I think that makes sense, more sense than that he's completely crazy, or generally completely incompetent, or that he's set out to deliberately "sink" the place.

One thing you seem to be forgetting is that Musk really didn't want to buy Twitter. Or at least, he had serious buyer's remorse soon after signing the contract. He spent most of the time between May and November trying to get out of the contract and he failed.

He is clueless because he had no plan. He thought, until quite recently, that he would not be buying Twitter.
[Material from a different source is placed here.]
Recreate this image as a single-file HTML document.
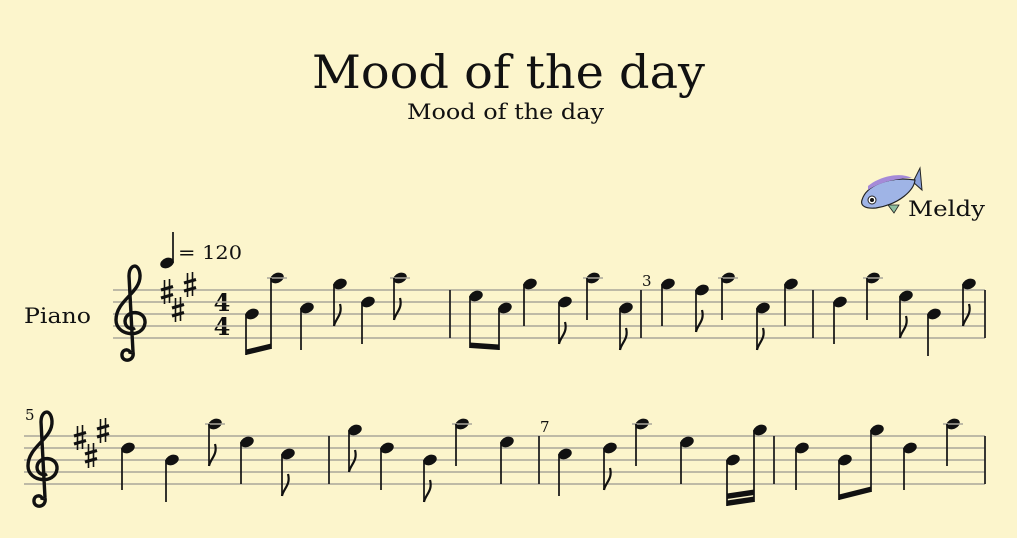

He thought he was smarter than Twitter's previous directors and their lawyers (perhaps his own lawyers too) and he was wrong.

So why is he doing what he is doing now?

I think I would discount revenge because the people who did this to him are long gone with their severances and their money for the shares that they sold for about 30% more than the value of Twitter. Also, the deal was financed partly by loans leveraging Tesla shares and partly by people who cut up journalists in their embassies.

I think it is panic. He has to find a billion dollars per year in profits to service the loans he took out to buy the company and he has no clue about how to do that. He's never been in the position before of running a company of employees who have not signed up to his vision or his employment terms and he doesn't have the skills to do the job. It's that simple.